Moscú y Pekín constatan cómo Estados Unidos se ha acostumbrado a encender alarmas de supuestas crisis humanitarias, peligros terroristas, atropellos a los derechos humanos, campañas de defensa de la democracia… como un útil mecanismo encubierto para intervenir en los asuntos internos de otros países, incluso a través de la fuerza, despreciando los organismos de la ONU, interpretando abusivamente sus resoluciones, y violando el derecho internacional, como ha ocurrido en Iraq o Libia, entre otros países. El nuevo despliegue norteamericano en el Golfo Pérsico, el acoso a Irán, y la temeraria política israelí complican el escenario asiático, donde las tensiones pueden aumentar porque Estados Unidos no ha renunciado a intervenir en los asuntos internos chinos, en Tíbet, Xinkiang o Taiwán, por no hablar de las presiones hacia su economía.

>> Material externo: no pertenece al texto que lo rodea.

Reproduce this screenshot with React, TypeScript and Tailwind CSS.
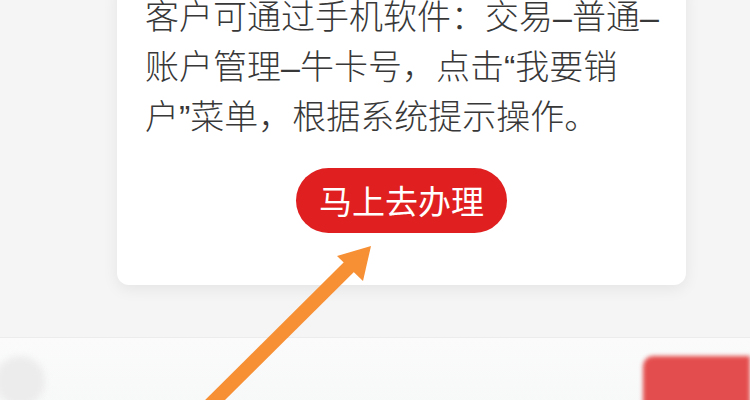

Mientras aumenta la pobreza en el mundo capitalista desarrollado, y los riesgos ecológicos del planeta han pasado a un segundo plano, mientras se reducen los salarios de los trabajadores en Europa y Estados Unidos, y los derechos sociales menguan, los países occidentales enfrentan un futuro difícil, donde todo parece dirigirse hacia Asia y la cuenca del océano Pacífico. Al tiempo que la Unión Europea recorre el incierto camino de la división interna, sin proyectos de futuro, Rusia pugna por reconstruir su estatuto de gran potencia, y China quiere crear un marco estable que asegure su desarrollo, los Estados Unidos, inaugurando su nueva política en el año del dragón, están dispuestos a utilizar toda su fuerza, que no hay que desdeñar, para contener a China. La tragedia para Washington es que, pese a los cambios de su estrategia, no podrá contener el fortalecimiento chino.